Find each line containing the string "this" and return it.
---------- EXERCISE INPUT ----------
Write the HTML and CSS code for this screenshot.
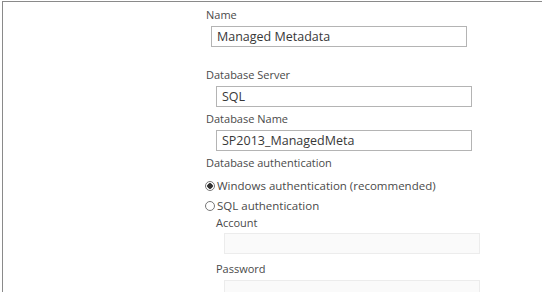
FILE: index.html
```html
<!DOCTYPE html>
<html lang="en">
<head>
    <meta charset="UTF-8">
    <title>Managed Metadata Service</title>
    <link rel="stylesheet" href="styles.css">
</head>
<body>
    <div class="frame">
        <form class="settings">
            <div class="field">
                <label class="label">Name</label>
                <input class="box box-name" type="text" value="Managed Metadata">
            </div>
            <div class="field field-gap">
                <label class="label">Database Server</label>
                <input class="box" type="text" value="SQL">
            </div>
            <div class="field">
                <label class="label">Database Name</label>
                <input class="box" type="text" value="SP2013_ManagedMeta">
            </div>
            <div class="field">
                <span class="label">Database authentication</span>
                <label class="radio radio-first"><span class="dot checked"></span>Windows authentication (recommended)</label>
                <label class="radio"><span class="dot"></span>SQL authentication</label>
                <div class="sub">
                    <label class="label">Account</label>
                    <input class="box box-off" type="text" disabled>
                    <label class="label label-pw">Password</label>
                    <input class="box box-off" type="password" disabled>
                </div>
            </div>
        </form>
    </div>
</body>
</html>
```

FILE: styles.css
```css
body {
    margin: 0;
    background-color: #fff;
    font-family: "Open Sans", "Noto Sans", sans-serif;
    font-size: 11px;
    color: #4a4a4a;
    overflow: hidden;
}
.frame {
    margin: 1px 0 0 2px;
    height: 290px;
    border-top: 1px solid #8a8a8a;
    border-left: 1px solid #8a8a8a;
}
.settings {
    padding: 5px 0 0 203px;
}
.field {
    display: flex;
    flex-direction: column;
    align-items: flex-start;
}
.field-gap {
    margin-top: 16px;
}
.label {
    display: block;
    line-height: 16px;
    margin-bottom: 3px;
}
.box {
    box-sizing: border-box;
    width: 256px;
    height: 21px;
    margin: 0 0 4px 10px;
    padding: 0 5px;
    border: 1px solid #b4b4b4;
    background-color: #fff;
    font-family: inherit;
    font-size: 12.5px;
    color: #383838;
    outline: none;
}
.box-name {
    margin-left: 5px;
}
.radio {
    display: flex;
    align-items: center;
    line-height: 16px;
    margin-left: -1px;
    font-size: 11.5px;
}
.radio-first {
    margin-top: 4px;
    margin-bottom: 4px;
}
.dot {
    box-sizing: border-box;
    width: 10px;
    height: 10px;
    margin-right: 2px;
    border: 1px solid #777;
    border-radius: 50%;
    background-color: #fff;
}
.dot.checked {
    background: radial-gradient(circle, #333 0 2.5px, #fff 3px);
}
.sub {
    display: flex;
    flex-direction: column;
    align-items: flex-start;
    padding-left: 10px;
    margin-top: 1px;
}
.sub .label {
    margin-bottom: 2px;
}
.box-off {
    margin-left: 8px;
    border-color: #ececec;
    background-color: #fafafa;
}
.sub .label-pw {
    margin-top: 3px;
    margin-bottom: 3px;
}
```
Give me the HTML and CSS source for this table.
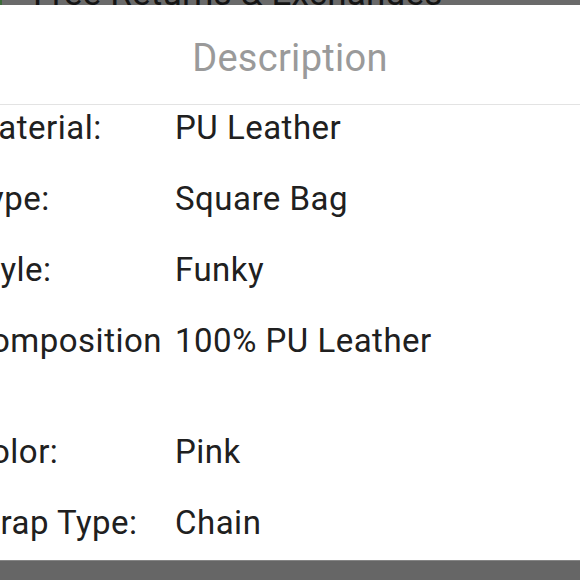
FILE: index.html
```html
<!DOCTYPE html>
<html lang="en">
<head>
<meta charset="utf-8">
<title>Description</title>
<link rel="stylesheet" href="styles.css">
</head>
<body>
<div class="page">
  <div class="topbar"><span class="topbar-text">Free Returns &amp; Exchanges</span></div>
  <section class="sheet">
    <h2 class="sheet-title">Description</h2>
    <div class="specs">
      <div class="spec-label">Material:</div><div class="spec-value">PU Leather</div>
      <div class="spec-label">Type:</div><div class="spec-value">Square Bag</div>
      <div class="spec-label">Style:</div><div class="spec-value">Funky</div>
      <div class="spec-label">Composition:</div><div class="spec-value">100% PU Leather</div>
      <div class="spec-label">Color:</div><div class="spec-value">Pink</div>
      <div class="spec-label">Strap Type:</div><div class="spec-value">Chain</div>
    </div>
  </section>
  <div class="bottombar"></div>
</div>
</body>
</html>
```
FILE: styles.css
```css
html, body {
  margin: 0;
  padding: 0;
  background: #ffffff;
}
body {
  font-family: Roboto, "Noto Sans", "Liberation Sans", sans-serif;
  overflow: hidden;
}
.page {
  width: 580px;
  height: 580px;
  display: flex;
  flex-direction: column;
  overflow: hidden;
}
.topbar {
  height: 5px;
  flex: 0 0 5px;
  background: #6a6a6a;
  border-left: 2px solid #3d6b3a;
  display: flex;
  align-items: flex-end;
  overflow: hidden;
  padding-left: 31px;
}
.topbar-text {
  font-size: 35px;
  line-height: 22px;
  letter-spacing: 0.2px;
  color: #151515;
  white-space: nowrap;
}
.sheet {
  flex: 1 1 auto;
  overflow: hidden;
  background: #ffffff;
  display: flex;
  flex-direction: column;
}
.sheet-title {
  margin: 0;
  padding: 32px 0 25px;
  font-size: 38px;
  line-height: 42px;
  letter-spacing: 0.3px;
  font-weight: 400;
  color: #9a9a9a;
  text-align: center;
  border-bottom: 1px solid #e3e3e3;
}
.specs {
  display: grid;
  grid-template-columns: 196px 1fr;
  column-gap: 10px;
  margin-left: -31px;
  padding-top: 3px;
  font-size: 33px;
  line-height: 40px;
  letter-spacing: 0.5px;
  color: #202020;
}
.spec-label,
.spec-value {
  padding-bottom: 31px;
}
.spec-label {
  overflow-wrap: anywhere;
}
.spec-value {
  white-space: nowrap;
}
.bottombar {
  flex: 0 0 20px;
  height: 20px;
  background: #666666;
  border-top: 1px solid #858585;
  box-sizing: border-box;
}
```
----------
WRITTEN ANSWER →
Write the HTML and CSS code for this screenshot.
Give me the HTML and CSS source for this table.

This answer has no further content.